Le président du Groupe Uniconseils, Ghislain Pion, estime qu’il manque de données pour appliquer avec efficacité la grille de référence de l’Ordre. « Plusieurs producteurs inscrivent les pesticides qu’ils utilisent sur un bout de papier qu’ils ne retrouvent plus. On n’a pas leur historique d’application. De plus, on n’a pas d’informations précises sur les types de mauvaises herbes présents dans chaque champ», dit M. Pion, lui-même agriculteur. Concernant le plan de phytoprotection demandé par l’Ordre, lequel est non obligatoire, une agronome du Centre-du-Québec mentionnait qu’il est trop tard, à quelques jours des premiers arrosages, de se « mettre la tête sur le bûcher », c’est-à-dire signer des plans de phytoprotection, sans détenir toutes les données nécessaires.
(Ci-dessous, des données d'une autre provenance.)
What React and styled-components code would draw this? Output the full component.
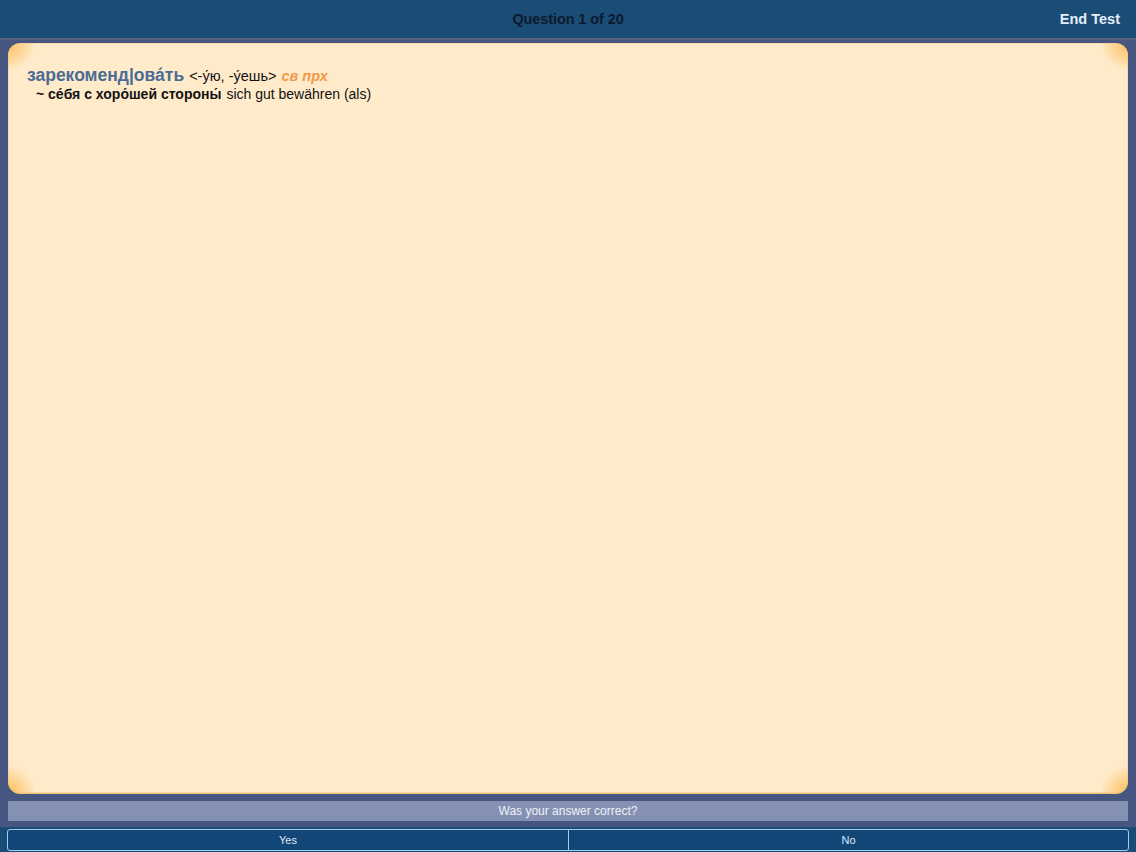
import React from "react";
import styled, { createGlobalStyle } from "styled-components";

const Global = createGlobalStyle`
  html, body { margin: 0; padding: 0; }
  body {
    width: 1136px;
    height: 852px;
    overflow: hidden;
    background: #475581;
    font-family: "Liberation Sans", Arial, sans-serif;
  }
`;

const Page = styled.div`
  width: 1136px;
  height: 852px;
  display: flex;
  flex-direction: column;
  background: #475581;
`;

const Header = styled.header`
  height: 38px;
  flex: none;
  background: #1b4c76;
  border-bottom: 2px solid #56627e;
  display: grid;
  grid-template-columns: 1fr auto 1fr;
  align-items: center;
  padding: 0 16px 0 16px;
`;

const Title = styled.div`
  grid-column: 2;
  font-size: 14.5px;
  font-weight: 700;
  color: #0c1a2e;
  letter-spacing: -0.1px;
`;

const EndButton = styled.button`
  grid-column: 3;
  justify-self: end;
  background: none;
  border: none;
  padding: 0;
  font-family: inherit;
  font-size: 14.5px;
  font-weight: 700;
  color: #e4eef9;
  cursor: pointer;
`;

const Body = styled.main`
  flex: 1;
  display: flex;
  flex-direction: column;
  padding: 3px 8px 0 8px;
`;

const Card = styled.section`
  flex: 1;
  position: relative;
  border-radius: 12px;
  background:
    radial-gradient(circle at 0 0, #fbbd5c 0, rgba(251, 192, 98, 0) 28px),
    radial-gradient(circle at 100% 0, #fbbd5c 0, rgba(251, 192, 98, 0) 28px),
    radial-gradient(circle at 0 100%, #fbbd5c 0, rgba(251, 192, 98, 0) 28px),
    radial-gradient(circle at 100% 100%, #fbbd5c 0, rgba(251, 192, 98, 0) 28px),
    #ffebca;
  box-shadow: 0 1px 0 #f3c070, inset 0 0 0 1px rgba(240, 190, 110, 0.35);
  padding: 22px 19px;
`;

const Entry = styled.div`
  display: flex;
  flex-direction: column;
  gap: 0;
`;

const HeadLine = styled.div`
  display: flex;
  align-items: baseline;
  gap: 5px;
  white-space: nowrap;
`;

const Lemma = styled.span`
  font-size: 17.5px;
  font-weight: 700;
  color: #4b6b95;
`;

const Forms = styled.span`
  font-size: 14.5px;
  color: #111;
`;

const Grammar = styled.span`
  font-size: 14.5px;
  font-weight: 700;
  font-style: italic;
  color: #f29a48;
`;

const Phrase = styled.div`
  display: flex;
  align-items: baseline;
  gap: 5px;
  padding-left: 9px;
  white-space: nowrap;
`;

const PhraseRu = styled.span`
  font-size: 14px;
  font-weight: 700;
  color: #111;
`;

const PhraseDe = styled.span`
  font-size: 14px;
  color: #111;
`;

const Prompt = styled.div`
  margin-top: 8px;
  height: 20px;
  flex: none;
  background: #8491b3;
  display: flex;
  align-items: center;
  justify-content: center;
  font-size: 12px;
  color: #eef1f8;
`;

const Answers = styled.div`
  margin-top: 6px;
  flex: none;
  background: #1a4a76;
  padding: 2px 7px 1px 7px;
  margin-left: -8px;
  margin-right: -8px;
`;

const AnswerRow = styled.div`
  display: grid;
  grid-template-columns: 1fr 1fr;
  height: 22px;
  border: 1.5px solid #9ccdf2;
  border-radius: 3px;
  background: #124677;
  box-sizing: border-box;
`;

const AnswerButton = styled.button`
  background: none;
  border: none;
  border-left: ${(p) => (p.$divided ? "1.5px solid #9ccdf2" : "none")};
  padding: 0;
  font-family: inherit;
  font-size: 11px;
  color: #dfeaf6;
  cursor: pointer;
`;

export default function App() {
  return (
    <>
      <Global />
      <Page>
        <Header>
          <Title>Question 1 of 20</Title>
          <EndButton>End Test</EndButton>
        </Header>
        <Body>
          <Card>
            <Entry>
              <HeadLine>
                <Lemma>{"зарекоменд|ова\u0301ть"}</Lemma>
                <Forms>{"<-у\u0301ю, -у\u0301ешь>"}</Forms>
                <Grammar>св прх</Grammar>
              </HeadLine>
              <Phrase>
                <PhraseRu>{"~ се\u0301бя с хоро\u0301шей стороны\u0301"}</PhraseRu>
                <PhraseDe>sich gut bewähren (als)</PhraseDe>
              </Phrase>
            </Entry>
          </Card>
          <Prompt>Was your answer correct?</Prompt>
          <Answers>
            <AnswerRow>
              <AnswerButton>Yes</AnswerButton>
              <AnswerButton $divided>No</AnswerButton>
            </AnswerRow>
          </Answers>
        </Body>
      </Page>
    </>
  );
}
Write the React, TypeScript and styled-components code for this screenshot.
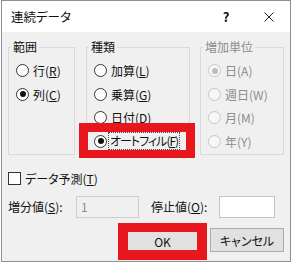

Malaise no 3 : agronomes liés et non liés

L’obligation de suivre la grille de référence en phytoprotection de l’Ordre pourrait désavantager les agronomes non liés (à un détaillant de pesticides), comme ceux qui travaillent pour un club-conseil. De fait, la documentation qu’impose la grille représente plusieurs heures de travail, qui devront être chargées aux clients. À l’inverse, le même travail effectué par des agronomes œuvrant pour un détaillant de produits phytosanitaires n’est généralement pas facturé au producteur, le prix étant plutôt inclus dans le coût des produits. « Cette inquiétude revient régulièrement, mais nous croyons que les actes agronomiques signés ne devraient pas représenter des coûts énormes. Je doute que ça entraîne une migration de la clientèle », mentionne Guillaume LaBarre. Il précise que tous les agronomes ont les mêmes responsabilités et le même code de déontologie. Il n’y a pas lieu de faire une différence entre agronomes liés et non liés.

Malaise no 4 : l’industrie invitée à détailler ses factures

L’OAQ demande à l’industrie de détailler davantage les factures des pesticides vendus aux producteurs. « On veut que l’agriculteur sache, sur la facture, que tel produit est accompagné d’un service agronomique, qu’il fait partie d’un acte signé par un agronome ou à l’inverse, que tel pesticide n’est pas inclus dans un acte signé », explique Guillaume LaBarre. À l’Association professionnelle en nutrition des cultures, le directeur Yvan Lacroix rapporte que les membres de l’industrie qu’il représente n’ont pas encore pris position relativement à cette demande de l’OAQ. « Nous avons eu des échanges avec l’Ordre, mais nous ne savons toujours pas ce qu’ils veulent comme facturation plus détaillée », répond  M. Lacroix.

Malaise no 5: une formation trop évasive

Près de 250 agronomes ont suivi l’hiver dernier une formation de trois jours dispensée par l’OAQ. L’objectif global, comme le stipulait le plan de cours, consistait à s’assurer que les agronomes sont en mesure d’offrir des services-conseils en protection des cultures.

Or, plusieurs en sont ressortis déçus. « C’était très sommaire comme formation. On n’entrait dans aucun détail sur les pesticides. En gros, on nous a dit d’effectuer une bonne tenue des dossiers et de proposer des pesticides moins nocifs. Rien de vraiment nouveau », a confié un participant de la Montérégie, qui estime avoir perdu son temps et quelque 400 $ avec ce cours.

Le président de l’Ordre, René Mongeau, reconnaît que la formation a créé de l’insatisfaction. Il mentionne cependant que celle-ci ne visait pas à enseigner des éléments très techniques, car l’objectif consistait plutôt à conscientiser les agronomes à une nouvelle approche destinée à diminuer les risques.